12. At the resumed hearing on 5 February 2008, Mr Cox for the ACCC made some further submissions upon the question whether direct evidence of the likelihood of future breaches was necessary before the Court could make the injunction orders. In summary he submitted that I should take into account the following additional matters in determining that question:
a. When Mr Chopra, the third respondent, was first contacted in November 2006 by the Northern Territory Commissioner of Consumer Affairs he said EDirect would not be telemarketing in the Northern Territory in the future - yet the evidence shows that telemarketers for EDirect contacted customers in the Northern Territory after that date.
b.
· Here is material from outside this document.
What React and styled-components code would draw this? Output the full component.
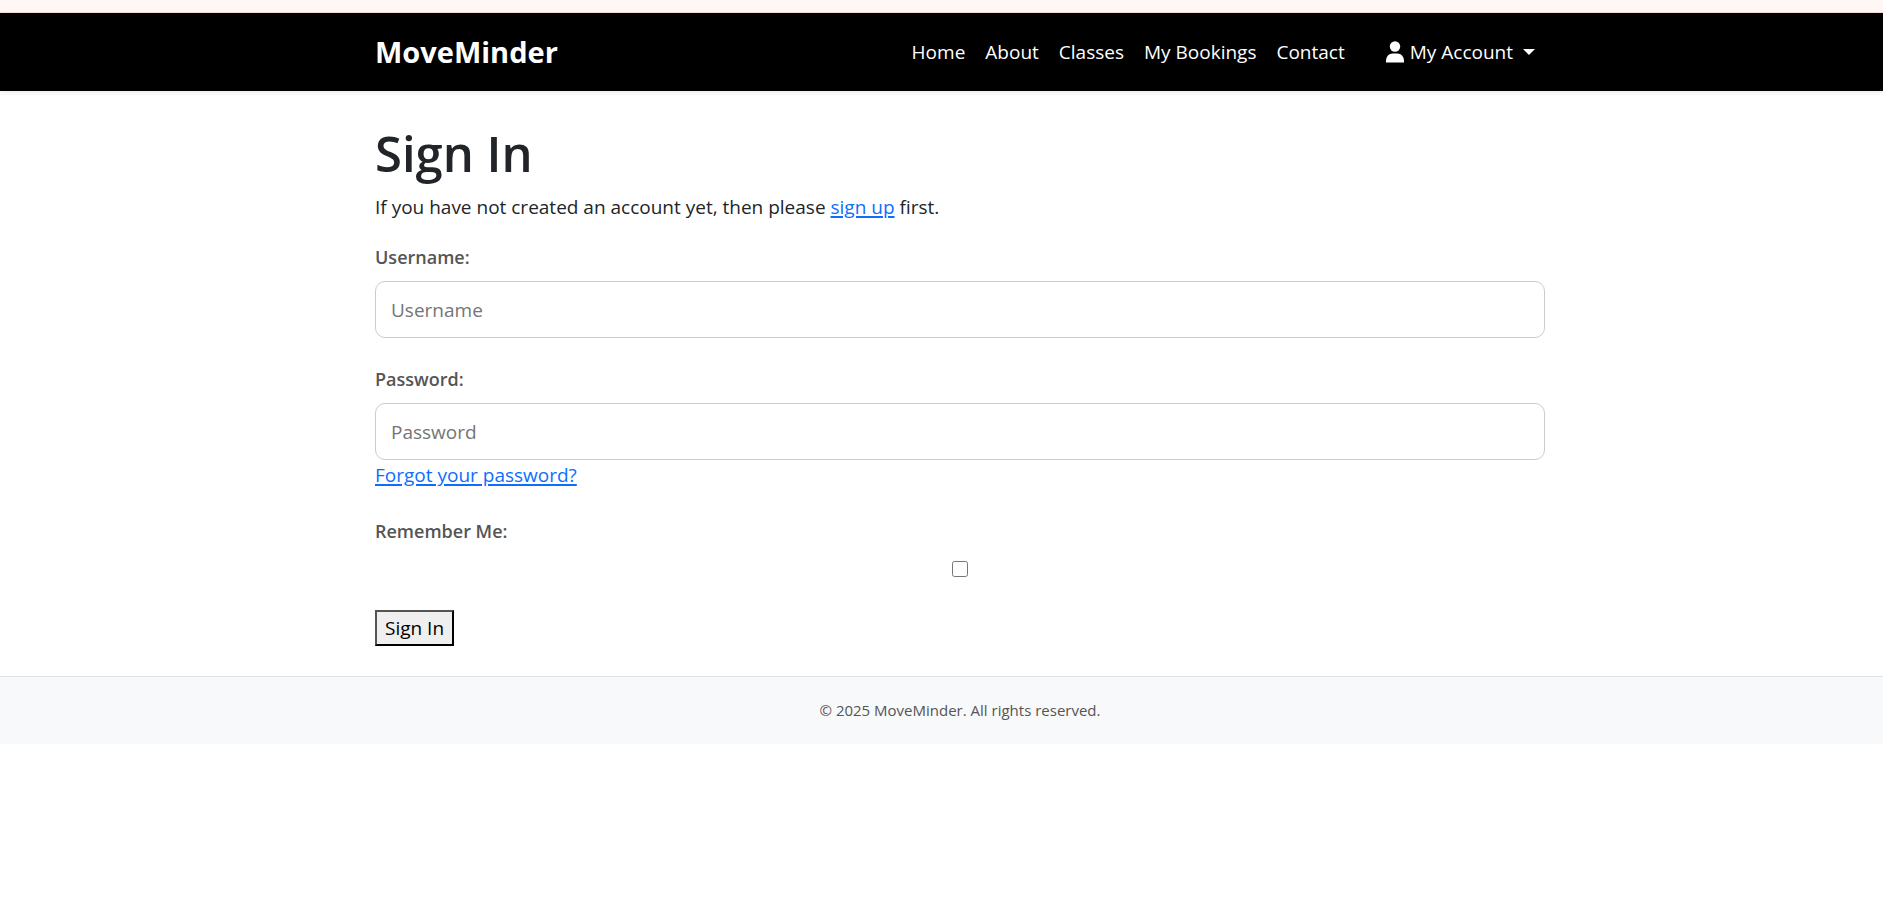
import React from "react";
import styled, { createGlobalStyle } from "styled-components";

const GlobalStyle = createGlobalStyle`
  *, *::before, *::after { box-sizing: border-box; }
  body {
    margin: 0;
    background: #fff;
    color: #212529;
    font-family: "Segoe UI", "Open Sans", "Noto Sans", sans-serif;
    font-size: 19px;
    line-height: 30px;
  }
  a { color: #0d6efd; text-underline-offset: 2px; text-decoration-thickness: 2px; }
`;

const Notice = styled.div`
  height: 13px;
  background: #fff7f5;
  border-bottom: 1px solid #fbdcd4;
`;

const Header = styled.header`
  padding-left: 37px;
  background: #000;
  box-shadow: 0 2px 5px rgba(0, 0, 0, 0.08);
`;

const Container = styled.div`
  width: 100%;
  max-width: 1170px;
  margin: 0 auto;
`;

const Bar = styled(Container)`
  display: flex;
  align-items: center;
  justify-content: space-between;
  min-height: 78px;
`;

const Brand = styled.a`
  color: #fff;
  font-size: 29px;
  font-weight: 700;
  line-height: 40px;
  text-decoration: none;
`;

const Nav = styled.nav`
  display: flex;
  align-items: center;
`;

const NavLink = styled.a`
  padding: 10px;
  color: #fff;
  text-decoration: none;
`;

const AccountButton = styled.button`
  display: flex;
  align-items: center;
  margin-left: 20px;
  padding: 10px;
  border: 0;
  background: none;
  color: #fff;
  font: inherit;
  cursor: pointer;
`;

const UserIcon = styled.svg`
  width: 20px;
  height: 22px;
  margin-right: 5px;
`;

const Caret = styled.span`
  margin-left: 10px;
  border-top: 6px solid #fff;
  border-right: 6px solid transparent;
  border-left: 6px solid transparent;
`;

const Main = styled.main`
  padding: 32px 0 30px 37px;
`;

const Title = styled.h1`
  margin: 0 0 9px;
  font-size: 49px;
  font-weight: 600;
  line-height: 60px;
`;

const Intro = styled.p`
  margin: 0 0 20px;
`;

const Field = styled.div`
  display: flex;
  flex-direction: column;
  align-items: flex-start;
  margin-bottom: 26px;
`;

const Label = styled.label`
  margin-bottom: 9px;
  color: #555;
  font-size: 18px;
  font-weight: 600;
`;

const TextInput = styled.input`
  width: 100%;
  height: 57px;
  padding: 0 15px;
  border: 1px solid #ccc;
  border-radius: 10px;
  background: #fff;
  color: #212529;
  font: inherit;
  &::placeholder { color: #757575; opacity: 1; }
`;

const Checkbox = styled.input`
  width: 16px;
  height: 16px;
  margin: 6px auto 7px;
`;

const SubmitButton = styled.button`
  display: block;
  height: 36px;
  padding: 0 8px;
  border: 2px outset #000;
  background: #efefef;
  color: #000;
  font: inherit;
  line-height: 32px;
`;

const Footer = styled.footer`
  padding: 20px 0 21px 37px;
  border-top: 1px solid #dee2e6;
  background: #f8f9fa;
  color: #555;
  font-size: 15px;
  line-height: 26px;
  text-align: center;
`;

const links = ["Home", "About", "Classes", "My Bookings", "Contact"];

export default function App() {
  return (
    <>
      <GlobalStyle />
      <Notice />
      <Header>
        <Bar>
          <Brand href="#">MoveMinder</Brand>
          <Nav>
            {links.map((text) => (
              <NavLink href="#" key={text}>{text}</NavLink>
            ))}
            <AccountButton type="button">
              <UserIcon viewBox="0 0 20 22" fill="currentColor" aria-hidden="true">
                <circle cx="10" cy="5.5" r="5.2" />
                <path d="M1 21.5v-1.3c0-4.6 3-7.7 6.5-7.7h5c3.500 0 6.500 3.100 6.500 7.700v1.300z" />
              </UserIcon>
              My Account
              <Caret />
            </AccountButton>
          </Nav>
        </Bar>
      </Header>
      <Main>
        <Container>
          <Title>Sign In</Title>
          <Intro>
            If you have not created an account yet, then please <a href="#">sign up</a> first.
          </Intro>
          <form onSubmit={(e) => e.preventDefault()}>
            <Field>
              <Label htmlFor="username">Username:</Label>
              <TextInput id="username" type="text" placeholder="Username" />
            </Field>
            <Field>
              <Label htmlFor="password">Password:</Label>
              <TextInput id="password" type="password" placeholder="Password" />
              <a href="#">Forgot your password?</a>
            </Field>
            <Field>
              <Label htmlFor="remember">Remember Me:</Label>
              <Checkbox id="remember" type="checkbox" />
            </Field>
            <SubmitButton type="submit">Sign In</SubmitButton>
          </form>
        </Container>
      </Main>
      <Footer>© 2025 MoveMinder. All rights reserved.</Footer>
    </>
  );
}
The likelihood of detecting future breaches in relation to telemarketing is slight, particularly in remote areas, so that when a breach is detected, as occurred in this case, the full force of the law should be brought to bear, to send a clear signal that such conduct will not be tolerated in the future.
Mr Ng for EDirect did not seek to add anything to his written submissions, or to reply to the ACCC's submissions (above). Notwithstanding Mr Ng's failure to object, I have some difficulty accepting the first of these submissions because my notes indicate that this information came from Mr Cox at the Bar table rather than by way of evidence from Mr Clements, or someone else. In fact Mr Clements' affidavit does not appear to mention this matter. Furthermore, it is difficult to ascertain which, if any, of the conversations between EDirect's telemarketers and various customers occurred after November 2006, because all of the records of telephone conversations annexed to Ms Vaughan's affidavit are either dated prior to November 2006, or are marked "Unknown Dates". I will deal with the second submission and the written submissions of both parties later in these reasons when I come to consider whether it is appropriate to make orders in the terms proposed.